Cada um dos velhos foi criado pelo ator que lhe dá vida. Susana, que, como o espanhol Ramon, trabalha pela primeira vez com a companhia que neste ano comemora o seu 21.º aniversário, explica: "A nossa experiência de velhice vem da observação. Procurámos todos trazer para aqui o que conhecemos, os nossos avós, os nossos pais, pessoas que observamos na rua (fizemos muito isso). É um bocadinho uma coleção de gestos, de corpos, de formas, de expressões. E, às tantas, também povoado por essa ideia: como é que cada um lida ou se adapta a esta ideia de que a vida esta a chegar ao final."
No caso daqueles quatro velhos, há entre eles uma aliança. "São colegas, como nós que estamos aqui.

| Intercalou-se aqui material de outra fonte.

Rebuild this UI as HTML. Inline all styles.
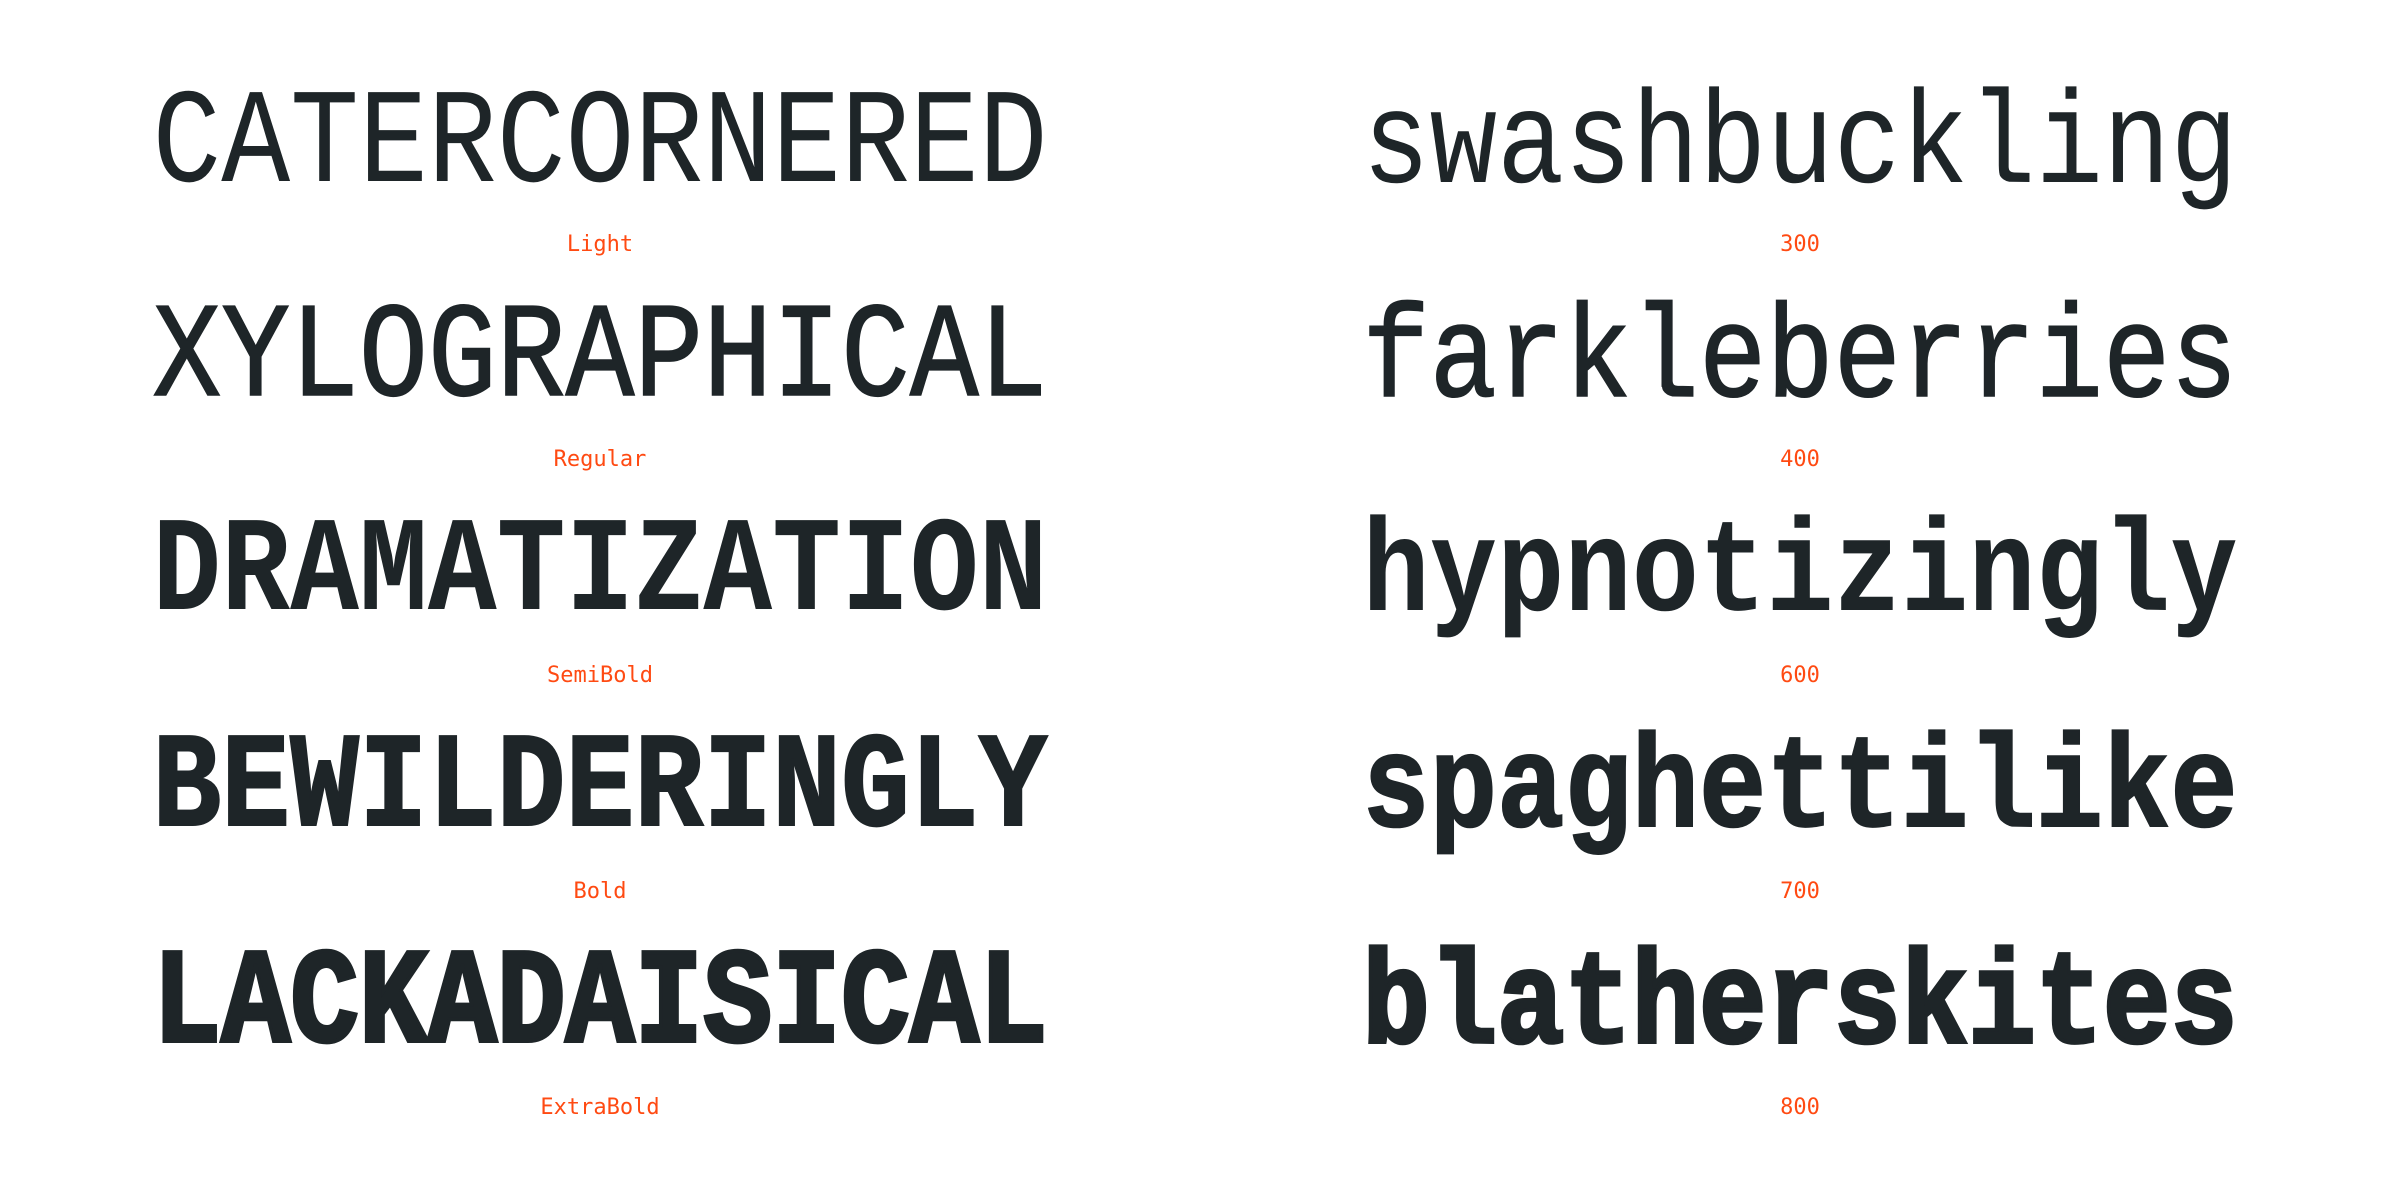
<!DOCTYPE html>
<html><head><meta charset="utf-8"><style>
html,body{margin:0;padding:0;background:#fff;width:2400px;height:1200px;overflow:hidden;position:relative}
.t{position:absolute;width:1200px;text-align:center;font-family:"Liberation Mono",monospace;font-size:135px;line-height:135px;color:#1e2528;white-space:nowrap;transform:scaleX(0.85);transform-origin:center}
.c2.t{font-size:132px;transform:scaleX(0.85)}
.l{position:absolute;width:1200px;text-align:center;font-family:"DejaVu Sans Mono","Liberation Mono",monospace;font-size:22px;line-height:22px;color:#ff4a12;white-space:nowrap}
.c1{left:0}.c2{left:1200px}
.w3{font-weight:400;-webkit-text-stroke:0}
.w4{font-weight:400;-webkit-text-stroke:1.5px #1e2528}
.w6{font-weight:700}
.w7{font-weight:700;-webkit-text-stroke:2px #1e2528}
.w8{font-weight:700;-webkit-text-stroke:4px #1e2528}
</style></head><body>
<div class="t c1 w3" style="top:78px">CATERCORNERED</div>
<div class="t c2 w3" style="top:80px">swashbuckling</div>
<div class="l c1" style="top:234px">Light</div>
<div class="l c2" style="top:234px">300</div>

<div class="t c1 w4" style="top:292px">XYLOGRAPHICAL</div>
<div class="t c2 w4" style="top:294px">farkleberries</div>
<div class="l c1" style="top:449px">Regular</div>
<div class="l c2" style="top:449px">400</div>

<div class="t c1 w6" style="top:506px">DRAMATIZATION</div>
<div class="t c2 w6" style="top:508px">hypnotizingly</div>
<div class="l c1" style="top:665px">SemiBold</div>
<div class="l c2" style="top:665px">600</div>

<div class="t c1 w7" style="top:722px">BEWILDERINGLY</div>
<div class="t c2 w7" style="top:724px">spaghettilike</div>
<div class="l c1" style="top:881px">Bold</div>
<div class="l c2" style="top:881px">700</div>

<div class="t c1 w8" style="top:938px">LACKADAISICAL</div>
<div class="t c2 w8" style="top:940px">blatherskites</div>
<div class="l c1" style="top:1097px">ExtraBold</div>
<div class="l c2" style="top:1097px">800</div>
</body></html>
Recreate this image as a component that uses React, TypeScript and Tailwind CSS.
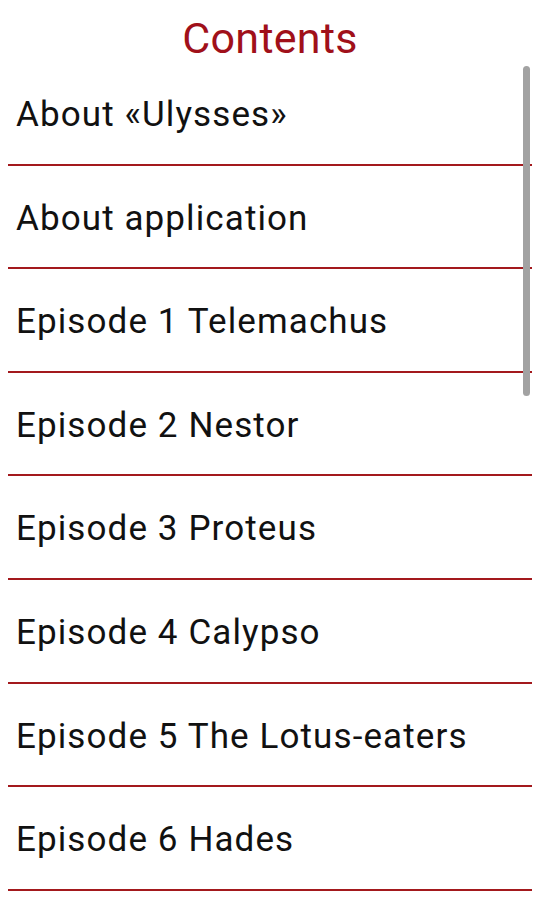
const ITEMS = [
  'About «Ulysses»',
  'About application',
  'Episode 1 Telemachus',
  'Episode 2 Nestor',
  'Episode 3 Proteus',
  'Episode 4 Calypso',
  'Episode 5 The Lotus-eaters',
  'Episode 6 Hades',
];

export default function App() {
  return (
    <div
      className="relative w-[540px] h-[900px] overflow-hidden bg-white"
      style={{ fontFamily: 'Roboto, "Noto Sans", sans-serif' }}
    >
      <div className="h-[62px] flex items-center justify-center">
        <h1 className="text-[43px] leading-none tracking-[0.3px] text-[#a0101a] pt-[14px]">Contents</h1>
      </div>

      <ul className="mx-2">
        {ITEMS.map((item) => (
          <li
            key={item}
            className="h-[103.6px] flex items-center pl-2 pt-[5px] border-b-2 border-[#a3191d] text-[35px] tracking-[1.1px] text-[#111111]"
          >
            {item}
          </li>
        ))}
      </ul>

      {/* scroll indicator */}
      <div className="absolute right-[10px] top-[66px] w-[7px] h-[330px] rounded-full bg-[#a2a2a2]" />
    </div>
  );
}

Não deixam de ser camaradas...", lança Jorge. Cláudia Nóvoa, antiga bailarina do extinto Ballet Gulbenkian e coreógrafa, que tem vindo a trabalhar em teatro - e desde o ano passado com o Chapitô -, chama-lhe "solidariedade". Como aquela que transparece no telefonema fictício - e comovente - que três fingem para aquele a quem a família nunca liga.
Depois de Lisboa, a companhia fará como sempre faz: arruma as malas e leva o espetáculo para o estrangeiro.